My FIL is the manager of a large apartment complex. When my wife and I were starting out together, the first weekend of each month was New Furniture Weekend for us. You wouldn’t believe the beautiful stuff people have no problem walking away from.
Some of it was understandable – it’s not worth it to move a so-so condition couch if you’re moving cross-county – but some of it was really nice stuff that people just didn’t feel like schlepping back down the stairs.
We bought our house from a couple in their 80s who were going to retire in Florida. We told them they could leave behind anything they didn’t want. They did leave us some good stuff, but we also found a plastic ice cream bucket full of packets of stuff from fast food restaurants - sauces, ketchup, mustard, honey, mayo, lemon juice… They also left a bunch of groceries that were waaaaaaaaaay past their freshness dates - like by years! And in the fridge in the garage was some beer. From 1997. We bought the house in 2004.
They took the frugal thing just a wee bit too far.
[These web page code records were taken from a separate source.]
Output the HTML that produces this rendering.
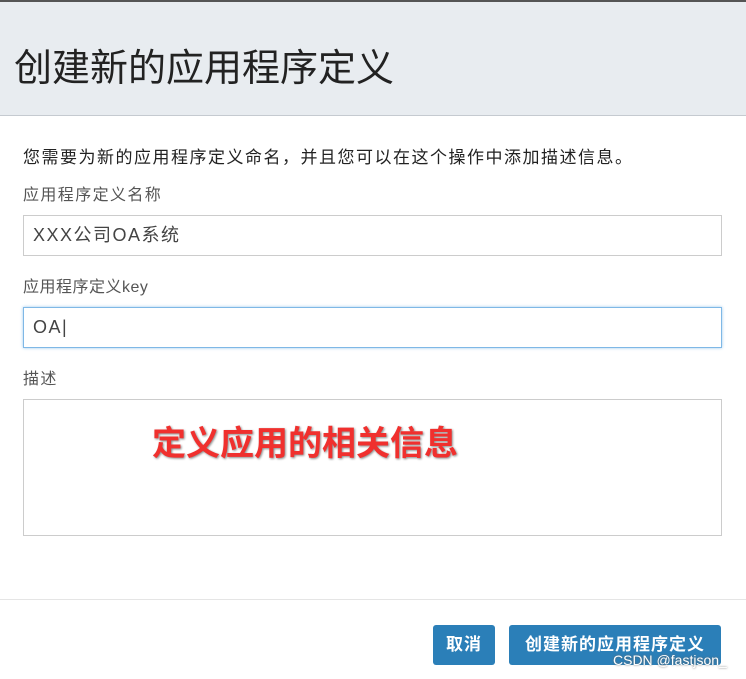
<!DOCTYPE html>
<html><head><meta charset="utf-8"><style>
body{margin:0;width:746px;height:679px;background:#fff;font-family:"Liberation Sans","Noto Sans CJK SC",sans-serif;position:relative;overflow:hidden}
.hd{position:absolute;left:0;top:0;width:746px;height:116px;background:#e8ecf0;border-top:2px solid #555;border-bottom:1px solid #c5cad0;box-sizing:border-box}
.hd h1{position:absolute;left:14px;top:42px;margin:0;font-weight:normal;font-size:38px;line-height:50px;color:#222}
.t{position:absolute;left:23px;font-size:17px;color:#333;line-height:20px;letter-spacing:1.4px}
.in{position:absolute;left:23px;width:699px;box-sizing:border-box;border:1px solid #ccc;font-size:18px;color:#444;padding-left:9px;letter-spacing:1.5px}
.btn{position:absolute;top:625px;height:40px;background:#2b7fb8;color:#fff;font-size:17px;font-weight:bold;text-align:center;line-height:40px;border-radius:3px;letter-spacing:1px}
</style></head><body>
<div class="hd"><h1>创建新的应用程序定义</h1></div>
<div class="t" style="top:148px;color:#222;letter-spacing:1.5px">您需要为新的应用程序定义命名，并且您可以在这个操作中添加描述信息。</div>
<div class="t" style="top:186px;color:#555;font-size:16px">应用程序定义名称</div>
<div class="in" style="top:215px;height:41px;line-height:39px">XXX公司OA系统</div>
<div class="t" style="top:278px;color:#555;font-size:16px;letter-spacing:0.5px">应用程序定义key</div>
<div class="in" style="top:307px;height:41px;line-height:39px;border-color:#7fb8e6;box-shadow:0 0 3px #9cc8ec">OA|</div>
<div class="t" style="top:370px;color:#555;font-size:16px">描述</div>
<div class="in" style="top:399px;height:137px"></div>
<div style="position:absolute;left:152px;top:416px;font-size:34px;font-weight:bold;color:#f0302e;text-shadow:1px 1px 2px #888">定义应用的相关信息</div>
<div style="position:absolute;left:0;top:599px;width:746px;height:1px;background:#e5e5e5"></div>
<div class="btn" style="left:433px;width:62px">取消</div>
<div class="btn" style="left:509px;width:212px">创建新的应用程序定义</div>
<div style="position:absolute;left:613px;top:652px;font-size:14px;color:#fff;text-shadow:0 0 2px #666">CSDN @fastjson_</div>
</body></html>
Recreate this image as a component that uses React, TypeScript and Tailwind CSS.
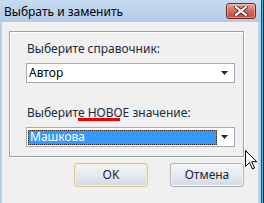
import React from "react"

const font = { fontFamily: '"Noto Sans", "Liberation Sans", sans-serif' }

const Arrow = () => (
  <svg width="7" height="4" viewBox="0 0 7 4" className="block">
    <path d="M0 0H7L3.5 4Z" fill="#1f2a38" />
  </svg>
)

const Cursor = () => (
  <svg width="13" height="20" viewBox="0 0 13 20" className="block">
    <path
      d="M0.5 0.5V16.5L4.5 12.5L7.5 19L9.5 18L6.7 11.7H11.8Z"
      fill="#fff"
      stroke="#000"
      strokeWidth="1"
      strokeLinejoin="miter"
    />
  </svg>
)

const CloseButton = () => (
  <div className="w-[30px] h-[16px] rounded-[3px] border border-[#6b2b26] bg-gradient-to-b from-[#e9a99b] via-[#d26a5a] to-[#c2483a] flex items-center justify-center shadow-[inset_0_0_0_1px_rgba(255,220,210,0.45)]">
    <svg width="14" height="10" viewBox="0 0 14 10">
      <path d="M2 1L12 9M12 1L2 9" stroke="#5a2a26" strokeWidth="4" strokeLinecap="square" />
      <path d="M2 1L12 9M12 1L2 9" stroke="#fff" strokeWidth="2.2" strokeLinecap="square" />
    </svg>
  </div>
)

const Button = ({ label, focused }: { label: string; focused?: boolean }) => (
  <div
    className={
      "w-[74px] h-[24px] rounded-[3px] border flex items-center justify-center text-[12px] text-[#1b2738] bg-gradient-to-b from-[#f3f4f7] via-[#e6e9ef] to-[#d3d9e3] " +
      (focused ? "border-[#dcc58e] shadow-[inset_0_0_0_1px_#f6ecd0]" : "border-[#acb2bb] shadow-[inset_0_0_0_1px_#f7f8fa]")
    }
  >
    {label}
  </div>
)

export default function App() {
  return (
    <div className="w-[264px] h-[203px] flex bg-[#0e1a26] overflow-hidden" style={font}>
      <div className="w-[261px] h-full flex flex-col">
        {/* title bar */}
        <div className="h-[22px] flex items-center justify-between bg-gradient-to-b from-[#c6dbf0] to-[#b1cbe7] pl-[4px] pr-[5px]">
          <span className="text-[12px] leading-[16px] text-black mt-[1px]">Выбрать и заменить</span>
          <CloseButton />
        </div>
        <div className="flex-1 flex">
          <div className="w-[2px] bg-[#b8d0ea]" />
          <div className="flex-1 bg-[#f0f0f0] relative">
            {/* group box */}
            <div className="ml-[7px] mt-[9px] w-[235px] h-[126px] border border-[#a0a0a0] shadow-[inset_1px_1px_0_#fff,1px_1px_0_#fff] pl-[16px] pt-[9px] flex flex-col text-[12px] text-[#1c2a3a]">
              <div className="h-[16px] leading-[16px] ml-[1px]">Выберите справочник:</div>
              <div className="mt-[6px] w-[209px] h-[20px] border border-[#a3abb9] bg-white flex items-center justify-between pl-[2px] pr-[6px]">
                <span className="leading-[16px] text-black">Автор</span>
                <Arrow />
              </div>
              <div className="mt-[22px] h-[16px] leading-[16px] ml-[1px] relative">
                Выберите <span className="relative">НОВОЕ</span> значение:
                <div className="absolute left-[51px] top-[13px] w-[42px] h-[3px] bg-[#e80000]" />
              </div>
              <div className="mt-[6px] w-[209px] h-[20px] border border-[#a3abb9] bg-white flex items-center justify-between pl-[1px] pr-[6px]">
                <div className="w-[189px] h-[15px] bg-[#3399ff] border border-dotted border-[#3a2410] flex items-center pl-[1px]">
                  <span className="leading-[14px] text-white">Машкова</span>
                </div>
                <Arrow />
              </div>
            </div>
            {/* buttons */}
            <div className="ml-[7px] mt-[6px] w-[235px] flex justify-end gap-[22px]">
              <Button label="OK" focused />
              <Button label="Отмена" />
            </div>
            <div className="absolute left-[243px] top-[128px]">
              <Cursor />
            </div>
          </div>
          <div className="w-[3px] bg-[#bcd3ec]" />
        </div>
      </div>
      <div className="w-[1px] h-full bg-[#2a4258]" />
      <div className="w-[1px] h-full bg-[#3ec2f0]" />
      <div className="w-[1px] h-full bg-[#0e1a26]" />
    </div>
  )
}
My dad used to run a real estate acquisitions company, and when I was 12 or 13 the company bought an old, disused textile factory a few towns away from ours. We found a huge, filthy, free-standing safe inside one of the offices and, for some reason, Dad got it into his head to break into the thing just to see what was inside. After weeks of working on it and cutting through two 1-inch thick steel panels and about 6 inches of concrete, we found a pile of contracts signed by Mickey Mantle! Apparently the textile company had been planning to create a Mantle clothing line, which later got scrapped. There were also a couple of bags of metal buttons with his signature stamped on them. It was fun to find our own little piece of celebrity history, and after all the work we put in to get into the safe it was nice to have some payoff!